§ DATA SECTION
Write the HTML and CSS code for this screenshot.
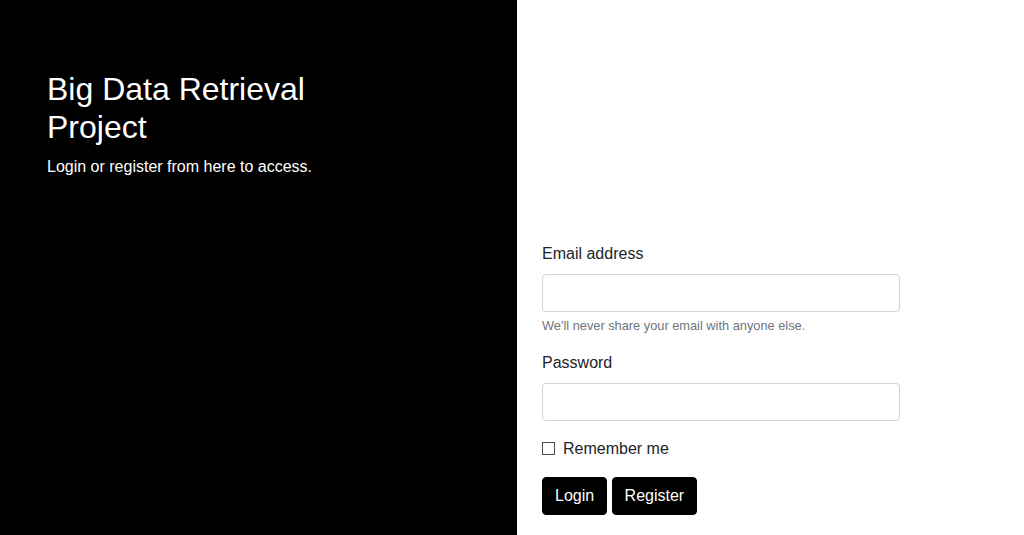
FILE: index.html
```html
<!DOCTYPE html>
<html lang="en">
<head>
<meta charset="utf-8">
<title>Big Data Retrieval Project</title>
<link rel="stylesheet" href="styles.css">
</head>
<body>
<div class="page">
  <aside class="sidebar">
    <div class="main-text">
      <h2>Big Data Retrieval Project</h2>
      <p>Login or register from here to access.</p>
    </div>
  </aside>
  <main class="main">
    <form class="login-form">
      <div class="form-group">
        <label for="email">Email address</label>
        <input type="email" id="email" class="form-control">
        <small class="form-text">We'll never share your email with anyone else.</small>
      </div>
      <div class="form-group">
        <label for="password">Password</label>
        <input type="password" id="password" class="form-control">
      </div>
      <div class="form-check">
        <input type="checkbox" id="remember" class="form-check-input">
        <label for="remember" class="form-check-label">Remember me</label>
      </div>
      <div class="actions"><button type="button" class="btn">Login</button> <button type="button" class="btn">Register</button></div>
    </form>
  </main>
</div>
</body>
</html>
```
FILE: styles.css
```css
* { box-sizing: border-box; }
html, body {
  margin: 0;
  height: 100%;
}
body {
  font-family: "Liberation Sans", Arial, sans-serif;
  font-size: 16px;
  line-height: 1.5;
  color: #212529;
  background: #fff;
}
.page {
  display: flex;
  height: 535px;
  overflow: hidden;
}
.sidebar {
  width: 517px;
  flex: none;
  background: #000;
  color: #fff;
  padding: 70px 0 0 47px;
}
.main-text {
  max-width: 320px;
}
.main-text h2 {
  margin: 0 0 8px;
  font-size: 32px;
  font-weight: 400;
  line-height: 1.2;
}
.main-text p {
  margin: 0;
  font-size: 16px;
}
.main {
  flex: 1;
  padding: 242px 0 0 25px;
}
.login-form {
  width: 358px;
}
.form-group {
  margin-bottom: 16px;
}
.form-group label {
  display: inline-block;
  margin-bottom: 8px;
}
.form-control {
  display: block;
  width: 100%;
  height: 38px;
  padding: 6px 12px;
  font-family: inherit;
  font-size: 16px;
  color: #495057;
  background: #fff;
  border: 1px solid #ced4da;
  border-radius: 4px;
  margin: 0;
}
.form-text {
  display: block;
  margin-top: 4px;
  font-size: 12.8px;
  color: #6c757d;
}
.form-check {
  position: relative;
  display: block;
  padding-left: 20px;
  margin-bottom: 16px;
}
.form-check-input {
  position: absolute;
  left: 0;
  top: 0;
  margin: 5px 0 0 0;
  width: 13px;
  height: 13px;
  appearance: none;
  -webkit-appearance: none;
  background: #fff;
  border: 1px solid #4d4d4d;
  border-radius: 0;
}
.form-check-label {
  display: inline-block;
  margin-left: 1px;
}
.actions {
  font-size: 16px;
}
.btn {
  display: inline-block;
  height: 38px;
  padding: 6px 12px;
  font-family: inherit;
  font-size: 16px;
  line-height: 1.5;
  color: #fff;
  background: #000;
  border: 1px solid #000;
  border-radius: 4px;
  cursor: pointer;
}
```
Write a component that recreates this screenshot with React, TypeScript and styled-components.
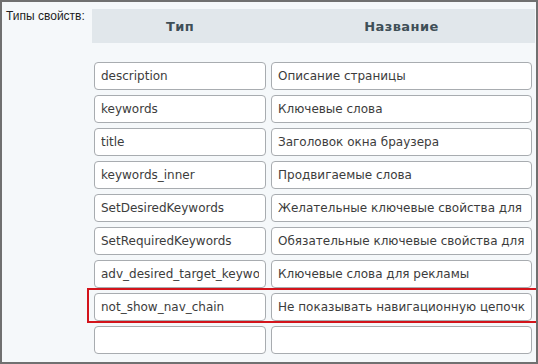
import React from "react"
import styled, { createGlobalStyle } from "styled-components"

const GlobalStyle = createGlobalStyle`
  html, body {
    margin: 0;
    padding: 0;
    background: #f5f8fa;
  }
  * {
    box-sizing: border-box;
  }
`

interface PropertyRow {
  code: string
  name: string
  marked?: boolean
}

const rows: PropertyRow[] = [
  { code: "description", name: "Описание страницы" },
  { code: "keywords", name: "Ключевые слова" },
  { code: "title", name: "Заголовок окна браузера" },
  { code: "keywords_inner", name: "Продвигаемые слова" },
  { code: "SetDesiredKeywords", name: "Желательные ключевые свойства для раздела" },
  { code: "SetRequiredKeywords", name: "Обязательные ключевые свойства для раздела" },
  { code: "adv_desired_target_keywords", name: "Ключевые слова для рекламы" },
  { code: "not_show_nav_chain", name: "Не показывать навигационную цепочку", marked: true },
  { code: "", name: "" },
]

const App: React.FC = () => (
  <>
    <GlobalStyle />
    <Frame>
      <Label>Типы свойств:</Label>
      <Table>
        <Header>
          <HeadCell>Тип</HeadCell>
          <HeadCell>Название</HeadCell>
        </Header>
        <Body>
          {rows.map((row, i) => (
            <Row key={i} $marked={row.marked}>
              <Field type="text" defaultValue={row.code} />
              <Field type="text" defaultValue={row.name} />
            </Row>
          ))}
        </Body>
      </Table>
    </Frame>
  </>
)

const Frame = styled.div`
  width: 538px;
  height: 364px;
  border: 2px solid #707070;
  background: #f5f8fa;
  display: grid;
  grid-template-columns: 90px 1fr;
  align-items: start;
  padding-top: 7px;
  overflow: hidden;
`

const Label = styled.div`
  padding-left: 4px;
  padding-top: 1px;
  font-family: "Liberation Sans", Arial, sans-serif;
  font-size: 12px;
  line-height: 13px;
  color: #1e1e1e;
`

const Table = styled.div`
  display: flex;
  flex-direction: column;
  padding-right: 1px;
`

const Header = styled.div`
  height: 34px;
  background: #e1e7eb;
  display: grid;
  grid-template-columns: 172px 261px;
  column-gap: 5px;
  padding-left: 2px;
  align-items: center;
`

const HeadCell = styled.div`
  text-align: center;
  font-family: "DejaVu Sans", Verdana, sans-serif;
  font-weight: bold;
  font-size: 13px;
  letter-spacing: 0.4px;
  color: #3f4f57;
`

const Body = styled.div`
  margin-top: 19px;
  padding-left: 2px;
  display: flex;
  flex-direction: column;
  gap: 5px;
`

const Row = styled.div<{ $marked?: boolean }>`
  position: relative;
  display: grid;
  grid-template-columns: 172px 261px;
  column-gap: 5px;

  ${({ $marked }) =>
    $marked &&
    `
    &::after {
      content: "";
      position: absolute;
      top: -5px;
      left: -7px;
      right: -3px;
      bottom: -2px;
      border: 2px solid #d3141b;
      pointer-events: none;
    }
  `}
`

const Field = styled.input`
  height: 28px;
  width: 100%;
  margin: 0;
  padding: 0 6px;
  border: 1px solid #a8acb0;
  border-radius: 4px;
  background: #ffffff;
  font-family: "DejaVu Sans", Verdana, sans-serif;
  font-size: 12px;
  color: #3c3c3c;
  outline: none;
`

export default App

§ WHAT THE EXERCISE ASKS
The pictures in the entries should be left out; output everything else exactly.

§ OUTPUT
Write the HTML and CSS code for this screenshot.
FILE: index.html
```html
<!DOCTYPE html>
<html lang="en">
<head>
<meta charset="utf-8">
<title>Big Data Retrieval Project</title>
<link rel="stylesheet" href="styles.css">
</head>
<body>
<div class="page">
  <aside class="sidebar">
    <div class="main-text">
      <h2>Big Data Retrieval Project</h2>
      <p>Login or register from here to access.</p>
    </div>
  </aside>
  <main class="main">
    <form class="login-form">
      <div class="form-group">
        <label for="email">Email address</label>
        <input type="email" id="email" class="form-control">
        <small class="form-text">We'll never share your email with anyone else.</small>
      </div>
      <div class="form-group">
        <label for="password">Password</label>
        <input type="password" id="password" class="form-control">
      </div>
      <div class="form-check">
        <input type="checkbox" id="remember" class="form-check-input">
        <label for="remember" class="form-check-label">Remember me</label>
      </div>
      <div class="actions"><button type="button" class="btn">Login</button> <button type="button" class="btn">Register</button></div>
    </form>
  </main>
</div>
</body>
</html>
```
FILE: styles.css
```css
* { box-sizing: border-box; }
html, body {
  margin: 0;
  height: 100%;
}
body {
  font-family: "Liberation Sans", Arial, sans-serif;
  font-size: 16px;
  line-height: 1.5;
  color: #212529;
  background: #fff;
}
.page {
  display: flex;
  height: 535px;
  overflow: hidden;
}
.sidebar {
  width: 517px;
  flex: none;
  background: #000;
  color: #fff;
  padding: 70px 0 0 47px;
}
.main-text {
  max-width: 320px;
}
.main-text h2 {
  margin: 0 0 8px;
  font-size: 32px;
  font-weight: 400;
  line-height: 1.2;
}
.main-text p {
  margin: 0;
  font-size: 16px;
}
.main {
  flex: 1;
  padding: 242px 0 0 25px;
}
.login-form {
  width: 358px;
}
.form-group {
  margin-bottom: 16px;
}
.form-group label {
  display: inline-block;
  margin-bottom: 8px;
}
.form-control {
  display: block;
  width: 100%;
  height: 38px;
  padding: 6px 12px;
  font-family: inherit;
  font-size: 16px;
  color: #495057;
  background: #fff;
  border: 1px solid #ced4da;
  border-radius: 4px;
  margin: 0;
}
.form-text {
  display: block;
  margin-top: 4px;
  font-size: 12.8px;
  color: #6c757d;
}
.form-check {
  position: relative;
  display: block;
  padding-left: 20px;
  margin-bottom: 16px;
}
.form-check-input {
  position: absolute;
  left: 0;
  top: 0;
  margin: 5px 0 0 0;
  width: 13px;
  height: 13px;
  appearance: none;
  -webkit-appearance: none;
  background: #fff;
  border: 1px solid #4d4d4d;
  border-radius: 0;
}
.form-check-label {
  display: inline-block;
  margin-left: 1px;
}
.actions {
  font-size: 16px;
}
.btn {
  display: inline-block;
  height: 38px;
  padding: 6px 12px;
  font-family: inherit;
  font-size: 16px;
  line-height: 1.5;
  color: #fff;
  background: #000;
  border: 1px solid #000;
  border-radius: 4px;
  cursor: pointer;
}
```
Write a component that recreates this screenshot with React, TypeScript and styled-components.
import React from "react"
import styled, { createGlobalStyle } from "styled-components"

const GlobalStyle = createGlobalStyle`
  html, body {
    margin: 0;
    padding: 0;
    background: #f5f8fa;
  }
  * {
    box-sizing: border-box;
  }
`

interface PropertyRow {
  code: string
  name: string
  marked?: boolean
}

const rows: PropertyRow[] = [
  { code: "description", name: "Описание страницы" },
  { code: "keywords", name: "Ключевые слова" },
  { code: "title", name: "Заголовок окна браузера" },
  { code: "keywords_inner", name: "Продвигаемые слова" },
  { code: "SetDesiredKeywords", name: "Желательные ключевые свойства для раздела" },
  { code: "SetRequiredKeywords", name: "Обязательные ключевые свойства для раздела" },
  { code: "adv_desired_target_keywords", name: "Ключевые слова для рекламы" },
  { code: "not_show_nav_chain", name: "Не показывать навигационную цепочку", marked: true },
  { code: "", name: "" },
]

const App: React.FC = () => (
  <>
    <GlobalStyle />
    <Frame>
      <Label>Типы свойств:</Label>
      <Table>
        <Header>
          <HeadCell>Тип</HeadCell>
          <HeadCell>Название</HeadCell>
        </Header>
        <Body>
          {rows.map((row, i) => (
            <Row key={i} $marked={row.marked}>
              <Field type="text" defaultValue={row.code} />
              <Field type="text" defaultValue={row.name} />
            </Row>
          ))}
        </Body>
      </Table>
    </Frame>
  </>
)

const Frame = styled.div`
  width: 538px;
  height: 364px;
  border: 2px solid #707070;
  background: #f5f8fa;
  display: grid;
  grid-template-columns: 90px 1fr;
  align-items: start;
  padding-top: 7px;
  overflow: hidden;
`

const Label = styled.div`
  padding-left: 4px;
  padding-top: 1px;
  font-family: "Liberation Sans", Arial, sans-serif;
  font-size: 12px;
  line-height: 13px;
  color: #1e1e1e;
`

const Table = styled.div`
  display: flex;
  flex-direction: column;
  padding-right: 1px;
`

const Header = styled.div`
  height: 34px;
  background: #e1e7eb;
  display: grid;
  grid-template-columns: 172px 261px;
  column-gap: 5px;
  padding-left: 2px;
  align-items: center;
`

const HeadCell = styled.div`
  text-align: center;
  font-family: "DejaVu Sans", Verdana, sans-serif;
  font-weight: bold;
  font-size: 13px;
  letter-spacing: 0.4px;
  color: #3f4f57;
`

const Body = styled.div`
  margin-top: 19px;
  padding-left: 2px;
  display: flex;
  flex-direction: column;
  gap: 5px;
`

const Row = styled.div<{ $marked?: boolean }>`
  position: relative;
  display: grid;
  grid-template-columns: 172px 261px;
  column-gap: 5px;

  ${({ $marked }) =>
    $marked &&
    `
    &::after {
      content: "";
      position: absolute;
      top: -5px;
      left: -7px;
      right: -3px;
      bottom: -2px;
      border: 2px solid #d3141b;
      pointer-events: none;
    }
  `}
`

const Field = styled.input`
  height: 28px;
  width: 100%;
  margin: 0;
  padding: 0 6px;
  border: 1px solid #a8acb0;
  border-radius: 4px;
  background: #ffffff;
  font-family: "DejaVu Sans", Verdana, sans-serif;
  font-size: 12px;
  color: #3c3c3c;
  outline: none;
`

export default App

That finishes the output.